* BEGIN Given data *

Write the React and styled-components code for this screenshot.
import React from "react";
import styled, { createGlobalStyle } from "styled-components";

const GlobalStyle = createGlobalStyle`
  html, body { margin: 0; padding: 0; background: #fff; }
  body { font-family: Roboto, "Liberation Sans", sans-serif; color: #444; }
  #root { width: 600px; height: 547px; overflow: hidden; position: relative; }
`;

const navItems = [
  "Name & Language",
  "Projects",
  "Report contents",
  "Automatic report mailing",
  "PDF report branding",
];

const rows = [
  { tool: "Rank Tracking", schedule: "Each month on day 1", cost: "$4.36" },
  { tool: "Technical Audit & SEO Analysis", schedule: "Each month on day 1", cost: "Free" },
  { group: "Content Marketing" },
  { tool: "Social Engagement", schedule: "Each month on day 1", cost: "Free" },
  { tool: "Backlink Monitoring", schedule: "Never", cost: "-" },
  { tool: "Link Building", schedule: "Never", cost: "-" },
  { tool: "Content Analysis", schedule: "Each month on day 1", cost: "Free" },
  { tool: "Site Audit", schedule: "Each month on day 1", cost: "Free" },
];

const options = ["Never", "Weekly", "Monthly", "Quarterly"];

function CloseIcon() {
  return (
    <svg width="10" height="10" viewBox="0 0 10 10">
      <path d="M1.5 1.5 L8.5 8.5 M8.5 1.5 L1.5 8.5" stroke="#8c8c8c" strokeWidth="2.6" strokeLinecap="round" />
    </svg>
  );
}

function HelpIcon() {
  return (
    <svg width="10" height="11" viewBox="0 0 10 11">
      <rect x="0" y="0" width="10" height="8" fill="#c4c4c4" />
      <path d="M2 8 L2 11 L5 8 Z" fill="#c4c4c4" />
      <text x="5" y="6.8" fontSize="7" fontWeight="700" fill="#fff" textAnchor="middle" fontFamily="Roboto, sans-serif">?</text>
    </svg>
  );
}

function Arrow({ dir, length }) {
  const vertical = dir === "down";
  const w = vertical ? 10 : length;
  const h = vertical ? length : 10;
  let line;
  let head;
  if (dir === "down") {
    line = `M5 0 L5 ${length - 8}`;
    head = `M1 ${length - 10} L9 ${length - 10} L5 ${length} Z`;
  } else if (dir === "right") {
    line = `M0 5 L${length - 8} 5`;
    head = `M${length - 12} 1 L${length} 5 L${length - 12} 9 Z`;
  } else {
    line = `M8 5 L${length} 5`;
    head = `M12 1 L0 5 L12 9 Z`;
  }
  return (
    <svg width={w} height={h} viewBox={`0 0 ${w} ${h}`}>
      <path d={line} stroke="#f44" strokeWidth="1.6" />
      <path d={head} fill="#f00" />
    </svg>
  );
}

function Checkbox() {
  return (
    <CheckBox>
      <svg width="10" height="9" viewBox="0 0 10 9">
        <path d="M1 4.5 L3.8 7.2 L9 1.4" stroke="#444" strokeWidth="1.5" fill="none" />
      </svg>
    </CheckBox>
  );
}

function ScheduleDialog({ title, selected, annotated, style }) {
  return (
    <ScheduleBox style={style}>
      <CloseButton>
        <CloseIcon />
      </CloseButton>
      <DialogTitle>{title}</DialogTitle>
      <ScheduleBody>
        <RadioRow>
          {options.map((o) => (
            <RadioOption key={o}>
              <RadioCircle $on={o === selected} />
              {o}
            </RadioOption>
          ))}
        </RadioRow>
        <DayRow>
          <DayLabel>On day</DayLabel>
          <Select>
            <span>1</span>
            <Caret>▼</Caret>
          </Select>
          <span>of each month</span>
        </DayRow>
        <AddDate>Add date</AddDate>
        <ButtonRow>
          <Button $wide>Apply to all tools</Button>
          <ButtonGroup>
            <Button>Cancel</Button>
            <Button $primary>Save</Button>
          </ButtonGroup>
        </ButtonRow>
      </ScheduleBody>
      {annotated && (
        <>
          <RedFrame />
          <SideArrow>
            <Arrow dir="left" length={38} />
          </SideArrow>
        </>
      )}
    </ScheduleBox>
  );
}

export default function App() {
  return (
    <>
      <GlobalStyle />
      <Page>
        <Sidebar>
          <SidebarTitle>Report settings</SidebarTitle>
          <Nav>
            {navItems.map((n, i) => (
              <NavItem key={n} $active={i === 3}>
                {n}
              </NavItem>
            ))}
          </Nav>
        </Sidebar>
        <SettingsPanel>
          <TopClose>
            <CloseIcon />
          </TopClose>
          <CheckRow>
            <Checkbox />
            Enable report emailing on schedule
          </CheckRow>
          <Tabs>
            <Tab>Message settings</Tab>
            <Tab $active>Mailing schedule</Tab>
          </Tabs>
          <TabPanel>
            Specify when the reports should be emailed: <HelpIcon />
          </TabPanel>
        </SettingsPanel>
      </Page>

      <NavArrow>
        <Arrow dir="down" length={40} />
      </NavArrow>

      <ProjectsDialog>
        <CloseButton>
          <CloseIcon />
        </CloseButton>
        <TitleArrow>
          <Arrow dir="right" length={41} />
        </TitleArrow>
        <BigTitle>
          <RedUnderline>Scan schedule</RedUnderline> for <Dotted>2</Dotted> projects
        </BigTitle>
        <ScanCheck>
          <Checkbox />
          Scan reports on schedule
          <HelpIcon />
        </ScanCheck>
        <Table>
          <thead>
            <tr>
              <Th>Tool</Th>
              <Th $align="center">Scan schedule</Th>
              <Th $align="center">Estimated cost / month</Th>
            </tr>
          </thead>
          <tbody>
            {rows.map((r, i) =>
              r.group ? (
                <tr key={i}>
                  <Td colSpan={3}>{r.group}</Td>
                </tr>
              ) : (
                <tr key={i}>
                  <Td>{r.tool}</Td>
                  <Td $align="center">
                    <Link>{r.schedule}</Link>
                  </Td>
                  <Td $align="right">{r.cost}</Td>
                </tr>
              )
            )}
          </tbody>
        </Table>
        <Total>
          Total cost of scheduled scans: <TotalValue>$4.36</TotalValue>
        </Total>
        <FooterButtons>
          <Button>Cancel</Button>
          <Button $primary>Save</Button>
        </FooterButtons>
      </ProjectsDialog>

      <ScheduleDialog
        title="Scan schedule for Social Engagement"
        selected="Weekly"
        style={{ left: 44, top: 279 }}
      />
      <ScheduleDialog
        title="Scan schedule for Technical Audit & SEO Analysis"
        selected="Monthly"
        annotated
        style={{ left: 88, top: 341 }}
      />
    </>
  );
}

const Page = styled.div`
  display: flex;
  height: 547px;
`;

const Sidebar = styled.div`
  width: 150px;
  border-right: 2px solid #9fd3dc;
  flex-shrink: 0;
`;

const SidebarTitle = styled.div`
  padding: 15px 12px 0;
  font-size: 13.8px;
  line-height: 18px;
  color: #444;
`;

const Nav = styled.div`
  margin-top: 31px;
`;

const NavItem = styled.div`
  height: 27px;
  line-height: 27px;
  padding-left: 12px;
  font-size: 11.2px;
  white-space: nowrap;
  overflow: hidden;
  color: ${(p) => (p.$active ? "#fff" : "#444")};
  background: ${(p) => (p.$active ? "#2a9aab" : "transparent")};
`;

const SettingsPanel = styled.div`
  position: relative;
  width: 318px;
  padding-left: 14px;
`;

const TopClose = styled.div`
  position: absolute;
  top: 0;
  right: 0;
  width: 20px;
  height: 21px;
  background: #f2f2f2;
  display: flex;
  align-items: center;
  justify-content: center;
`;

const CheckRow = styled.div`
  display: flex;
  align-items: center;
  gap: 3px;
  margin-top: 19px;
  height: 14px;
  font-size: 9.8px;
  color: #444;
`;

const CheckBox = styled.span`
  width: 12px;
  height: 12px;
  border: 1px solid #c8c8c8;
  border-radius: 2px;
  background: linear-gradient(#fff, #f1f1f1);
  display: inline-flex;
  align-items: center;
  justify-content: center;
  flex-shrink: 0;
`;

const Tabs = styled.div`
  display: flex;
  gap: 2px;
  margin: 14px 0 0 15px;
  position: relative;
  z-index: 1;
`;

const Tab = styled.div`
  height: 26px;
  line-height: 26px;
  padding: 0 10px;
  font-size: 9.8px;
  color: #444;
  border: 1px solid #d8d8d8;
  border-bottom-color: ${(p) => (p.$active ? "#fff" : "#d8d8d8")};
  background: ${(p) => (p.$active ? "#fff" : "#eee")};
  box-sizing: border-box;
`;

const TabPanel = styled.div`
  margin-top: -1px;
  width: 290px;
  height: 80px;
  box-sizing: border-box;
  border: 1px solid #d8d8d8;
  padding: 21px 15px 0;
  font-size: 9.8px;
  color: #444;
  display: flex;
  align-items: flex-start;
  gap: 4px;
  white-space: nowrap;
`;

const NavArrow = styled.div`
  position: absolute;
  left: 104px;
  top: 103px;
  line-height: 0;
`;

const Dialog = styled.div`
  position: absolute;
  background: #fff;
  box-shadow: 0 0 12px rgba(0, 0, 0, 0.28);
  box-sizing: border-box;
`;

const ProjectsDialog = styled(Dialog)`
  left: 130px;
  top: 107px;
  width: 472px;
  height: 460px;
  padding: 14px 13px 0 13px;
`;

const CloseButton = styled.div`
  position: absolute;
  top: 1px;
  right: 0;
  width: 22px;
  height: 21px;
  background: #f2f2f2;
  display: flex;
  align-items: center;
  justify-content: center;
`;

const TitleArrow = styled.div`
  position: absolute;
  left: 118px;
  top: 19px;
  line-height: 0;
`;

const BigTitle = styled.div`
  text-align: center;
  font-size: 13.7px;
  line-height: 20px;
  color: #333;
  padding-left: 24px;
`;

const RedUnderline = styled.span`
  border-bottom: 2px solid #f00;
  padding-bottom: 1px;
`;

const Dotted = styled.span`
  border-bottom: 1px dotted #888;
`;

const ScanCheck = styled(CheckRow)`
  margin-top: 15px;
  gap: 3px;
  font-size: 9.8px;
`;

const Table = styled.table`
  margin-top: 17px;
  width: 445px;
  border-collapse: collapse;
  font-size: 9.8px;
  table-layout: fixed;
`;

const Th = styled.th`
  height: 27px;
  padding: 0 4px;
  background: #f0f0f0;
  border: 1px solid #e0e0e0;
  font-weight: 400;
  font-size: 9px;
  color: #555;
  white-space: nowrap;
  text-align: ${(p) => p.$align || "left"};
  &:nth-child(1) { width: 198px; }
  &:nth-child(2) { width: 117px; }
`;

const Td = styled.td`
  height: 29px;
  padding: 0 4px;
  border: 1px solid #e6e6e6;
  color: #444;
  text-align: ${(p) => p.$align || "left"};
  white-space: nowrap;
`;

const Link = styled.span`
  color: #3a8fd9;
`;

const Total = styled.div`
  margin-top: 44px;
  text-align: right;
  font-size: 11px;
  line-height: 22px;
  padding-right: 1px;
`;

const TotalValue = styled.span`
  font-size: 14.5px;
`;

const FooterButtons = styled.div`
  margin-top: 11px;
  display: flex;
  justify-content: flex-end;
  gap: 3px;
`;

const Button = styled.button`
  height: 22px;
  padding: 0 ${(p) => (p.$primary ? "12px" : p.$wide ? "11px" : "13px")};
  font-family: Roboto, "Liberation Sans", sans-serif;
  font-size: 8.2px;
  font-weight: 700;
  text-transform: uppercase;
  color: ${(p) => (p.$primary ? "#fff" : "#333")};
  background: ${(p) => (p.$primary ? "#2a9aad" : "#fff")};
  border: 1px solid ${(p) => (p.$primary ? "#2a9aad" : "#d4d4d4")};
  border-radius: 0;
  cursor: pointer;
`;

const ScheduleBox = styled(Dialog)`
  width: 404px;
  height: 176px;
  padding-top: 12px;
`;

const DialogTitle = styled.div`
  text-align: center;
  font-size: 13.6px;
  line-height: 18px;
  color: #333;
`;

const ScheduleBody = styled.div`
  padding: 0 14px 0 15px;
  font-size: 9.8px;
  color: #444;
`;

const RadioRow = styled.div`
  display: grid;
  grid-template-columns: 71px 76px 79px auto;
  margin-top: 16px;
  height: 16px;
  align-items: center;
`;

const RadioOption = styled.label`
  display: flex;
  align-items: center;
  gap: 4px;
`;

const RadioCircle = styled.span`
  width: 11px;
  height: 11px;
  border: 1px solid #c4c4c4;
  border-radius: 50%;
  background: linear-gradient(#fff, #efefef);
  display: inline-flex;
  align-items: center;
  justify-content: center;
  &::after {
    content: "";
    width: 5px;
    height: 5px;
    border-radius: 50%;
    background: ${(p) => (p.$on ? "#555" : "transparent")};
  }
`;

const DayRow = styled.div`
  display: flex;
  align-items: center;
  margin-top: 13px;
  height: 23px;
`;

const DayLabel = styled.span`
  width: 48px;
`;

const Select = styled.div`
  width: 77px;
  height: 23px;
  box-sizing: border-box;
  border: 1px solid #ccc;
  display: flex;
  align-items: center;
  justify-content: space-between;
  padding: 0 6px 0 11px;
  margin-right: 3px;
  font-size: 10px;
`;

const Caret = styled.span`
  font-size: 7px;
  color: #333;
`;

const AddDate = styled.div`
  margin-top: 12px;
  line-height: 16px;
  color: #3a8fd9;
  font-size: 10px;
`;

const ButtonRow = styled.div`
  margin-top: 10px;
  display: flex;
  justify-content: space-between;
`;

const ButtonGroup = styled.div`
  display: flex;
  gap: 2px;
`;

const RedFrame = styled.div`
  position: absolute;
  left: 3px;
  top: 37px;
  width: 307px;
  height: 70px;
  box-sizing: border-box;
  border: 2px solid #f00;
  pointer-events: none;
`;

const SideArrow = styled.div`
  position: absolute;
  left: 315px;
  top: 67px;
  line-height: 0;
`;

* END Given data *

> _What the task asks_
Copy each line of the listing that contains the string "React".

> _Solution for this exercise_
Write the React and styled-components code for this screenshot.
import React from "react";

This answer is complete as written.